» **WRITTEN EXERCISE**:
Return all lines from the listing below in which the string "index" occurs.

━━━━━ TASK MATERIAL ━━━━━

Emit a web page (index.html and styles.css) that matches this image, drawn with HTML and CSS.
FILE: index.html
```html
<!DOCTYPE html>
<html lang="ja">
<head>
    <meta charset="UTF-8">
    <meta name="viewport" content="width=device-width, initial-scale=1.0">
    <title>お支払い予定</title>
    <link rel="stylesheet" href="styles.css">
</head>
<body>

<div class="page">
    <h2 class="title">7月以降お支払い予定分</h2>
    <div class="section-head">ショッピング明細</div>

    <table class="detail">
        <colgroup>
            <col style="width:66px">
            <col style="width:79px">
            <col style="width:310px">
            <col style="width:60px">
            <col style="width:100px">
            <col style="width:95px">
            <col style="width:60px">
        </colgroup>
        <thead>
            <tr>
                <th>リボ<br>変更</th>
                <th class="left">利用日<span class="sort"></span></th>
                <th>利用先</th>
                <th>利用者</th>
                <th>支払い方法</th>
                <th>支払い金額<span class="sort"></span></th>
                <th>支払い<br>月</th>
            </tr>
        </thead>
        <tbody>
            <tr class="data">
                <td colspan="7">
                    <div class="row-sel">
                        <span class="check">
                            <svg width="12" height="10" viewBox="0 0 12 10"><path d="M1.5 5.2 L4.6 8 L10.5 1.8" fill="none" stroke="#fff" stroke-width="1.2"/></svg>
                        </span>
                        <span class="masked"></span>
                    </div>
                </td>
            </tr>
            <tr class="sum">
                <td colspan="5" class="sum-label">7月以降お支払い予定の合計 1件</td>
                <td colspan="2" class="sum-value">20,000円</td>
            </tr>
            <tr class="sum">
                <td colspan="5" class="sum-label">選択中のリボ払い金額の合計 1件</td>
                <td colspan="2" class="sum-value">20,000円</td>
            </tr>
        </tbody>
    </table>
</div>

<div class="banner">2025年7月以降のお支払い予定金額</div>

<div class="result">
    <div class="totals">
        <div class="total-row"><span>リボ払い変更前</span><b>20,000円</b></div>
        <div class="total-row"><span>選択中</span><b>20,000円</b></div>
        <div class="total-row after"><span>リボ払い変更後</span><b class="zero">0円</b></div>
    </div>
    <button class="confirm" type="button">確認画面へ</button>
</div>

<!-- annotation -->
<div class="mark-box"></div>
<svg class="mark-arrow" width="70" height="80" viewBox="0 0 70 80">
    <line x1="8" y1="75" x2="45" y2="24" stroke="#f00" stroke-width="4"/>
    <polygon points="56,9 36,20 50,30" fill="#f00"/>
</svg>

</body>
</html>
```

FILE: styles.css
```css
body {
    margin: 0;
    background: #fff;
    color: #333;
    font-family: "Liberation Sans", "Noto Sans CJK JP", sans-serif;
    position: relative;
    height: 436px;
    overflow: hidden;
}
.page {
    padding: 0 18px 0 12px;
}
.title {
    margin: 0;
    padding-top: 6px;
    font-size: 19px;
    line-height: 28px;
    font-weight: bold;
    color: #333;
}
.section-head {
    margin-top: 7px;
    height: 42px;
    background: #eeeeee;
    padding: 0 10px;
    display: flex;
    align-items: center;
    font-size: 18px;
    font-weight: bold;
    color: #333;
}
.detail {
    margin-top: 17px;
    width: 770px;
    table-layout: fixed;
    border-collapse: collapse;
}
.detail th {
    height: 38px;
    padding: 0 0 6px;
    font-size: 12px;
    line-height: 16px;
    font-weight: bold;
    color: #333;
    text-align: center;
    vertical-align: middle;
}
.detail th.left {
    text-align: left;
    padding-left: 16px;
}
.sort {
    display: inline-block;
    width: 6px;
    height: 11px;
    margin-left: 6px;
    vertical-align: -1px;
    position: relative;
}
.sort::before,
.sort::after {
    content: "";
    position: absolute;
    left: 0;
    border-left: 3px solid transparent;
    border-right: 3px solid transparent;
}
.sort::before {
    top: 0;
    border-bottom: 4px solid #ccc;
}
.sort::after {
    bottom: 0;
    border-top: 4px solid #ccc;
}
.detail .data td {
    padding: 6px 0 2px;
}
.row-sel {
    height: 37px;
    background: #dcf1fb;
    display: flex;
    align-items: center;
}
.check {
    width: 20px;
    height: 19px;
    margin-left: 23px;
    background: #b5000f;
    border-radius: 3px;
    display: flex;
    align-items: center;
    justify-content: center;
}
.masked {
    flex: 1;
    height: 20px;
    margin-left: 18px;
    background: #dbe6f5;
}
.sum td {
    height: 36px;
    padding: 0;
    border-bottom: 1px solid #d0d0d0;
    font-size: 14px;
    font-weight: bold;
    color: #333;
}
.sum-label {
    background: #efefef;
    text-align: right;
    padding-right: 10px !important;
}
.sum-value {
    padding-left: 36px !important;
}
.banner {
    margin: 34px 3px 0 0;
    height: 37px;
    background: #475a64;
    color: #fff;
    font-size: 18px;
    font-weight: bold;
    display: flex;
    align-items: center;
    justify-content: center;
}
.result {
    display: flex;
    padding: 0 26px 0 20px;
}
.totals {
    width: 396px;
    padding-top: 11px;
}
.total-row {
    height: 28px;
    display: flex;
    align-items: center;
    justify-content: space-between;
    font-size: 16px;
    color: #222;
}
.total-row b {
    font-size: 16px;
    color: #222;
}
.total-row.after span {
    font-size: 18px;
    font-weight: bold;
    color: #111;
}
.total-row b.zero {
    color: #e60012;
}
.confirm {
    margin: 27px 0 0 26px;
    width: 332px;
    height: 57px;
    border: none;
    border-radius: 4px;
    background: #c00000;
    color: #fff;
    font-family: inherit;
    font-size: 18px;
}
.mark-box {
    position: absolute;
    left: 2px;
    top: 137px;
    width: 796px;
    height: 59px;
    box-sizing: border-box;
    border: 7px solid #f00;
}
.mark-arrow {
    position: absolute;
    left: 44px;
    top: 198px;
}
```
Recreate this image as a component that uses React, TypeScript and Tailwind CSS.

━━━━━

» **CORRECT ANSWER**:
Emit a web page (index.html and styles.css) that matches this image, drawn with HTML and CSS.
FILE: index.html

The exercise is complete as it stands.